As someone who considers myself cosmopolitan, I admit to having at first asked the question: is a ballet teacher from a small city in New Zealand (or indeed, any dance teacher) really a worthwhile subject for a dance production? Then again, we see plenty of contemporary dance which is abstract in content, and I reminded myself of the German expressionist Valeska Gert’s harsh criticism of the abstractions of the (much more famous) Mary Wigman in the 1920s. Gert considered abstract dance an aestheticism out of touch with reality, a "senseless fiddling about".

Hence I decided that perhaps it is, after all, worthwhile to create projects born out of the local community, which have a direct reference to the everyday reality of their audiences. Consoling myself with this thought, I arrived at the Fortune Theatre with an open mind – and I was not disappointed.

The piece, about 50 minutes in length, uses a collage technique to convey a loose narrative – the life and career of Lily – in a post-modernist fashion. In the tradition of dance theatre, it combines elements of dance with the inclusion of speech, dramatic and theatrical gestures, alienation effects, and the use of props. The amalgam of these elements, together with the use of projections on an upstage makeshift screen, maintains diversity and interest.

The cast is unusual in featuring two mature dancers – Kilda Northcott and Lyne Pringle – and about 30 young students from three local ballet schools: Dance and Theatre Arts, The Dunedin School of Ballet and Dance, and the Bennett School of Ballet and Jazz.

The first to appear on stage are Northcott, playing the role of Lily in a dress suggesting autumn leaves, and Pringle, whose role is multi-dimensional as she weaves autobiographical elements with family history and (later in the piece) portrays other characters. At the outset, she wears rabbits’ ears and a costume worn as a child in a 1966 performance of ‘Alice in Wonderland’. She subsequently plays – and tells of – her grandmother Linda McDonald, who danced with Lily in competitions in the early 20th century but rather than pursuing a career in dance got married and had children. 

Subsequent scenes oscillate between episodes of Lily’s life and dance scenes with her numerous pupils which show fragments of dance classes, her rather authoritarian teaching style and renowned end-of-year concerts. The group scenes with the girls are convincingly choreographed – Viva Foster’s solo is particularly noteworthy – and the interactions between the two main characters, and between Lily and her students are diverting and varied in character (choreography: Lyne Pringle, co-choreographer Megan Adams, and guest choreographer Robyn Synclair).

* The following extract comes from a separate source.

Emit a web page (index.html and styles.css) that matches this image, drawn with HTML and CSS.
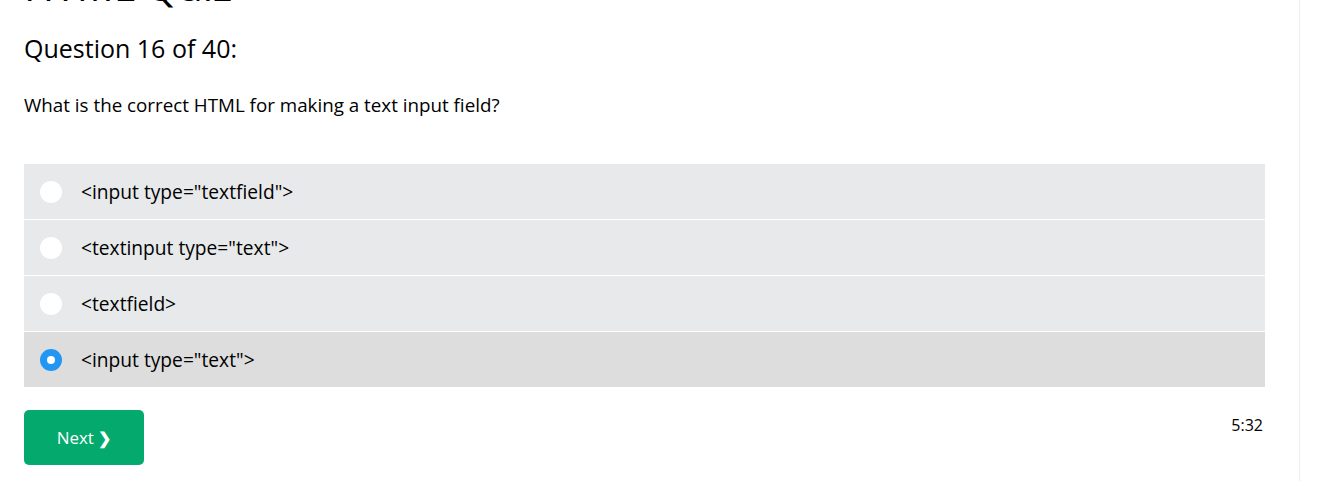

The show is spiced up by elements of the comic and humoresque, but also sounds a succinctly sad if not tragic note, when Lily’s nervous breakdowns and her underlying loneliness and dependence on her students are captured. These scenes are brilliantly performed by Kilda Northcott. 

The work also raises some interesting issues, for instance about the difficult choice for women between career and motherhood, and in an acid side-swipe at the RAD (Royal Academy of Dance) system in a scene where the Academy’s representative, portrayed by Pringle, literally forces Lily to jump through hoops.

There were a few weaker aspects to the performance. The use of the props was not always convincing. The visual ‘lilies’ theme was perhaps a little overused, and I wondered whether the mechanical stilts used at the beginning were really necessary. The lighting (Jen Lal) was rather conventional and some scenes appeared slightly too dark.

The two main characters, however, were compellingly portrayed and spoke very clearly, and the girl cast was well-drilled. The star of the evening must be Kilda Northcott, who with her outstanding expressive talent conveyed a huge range of emotions in a short space of time.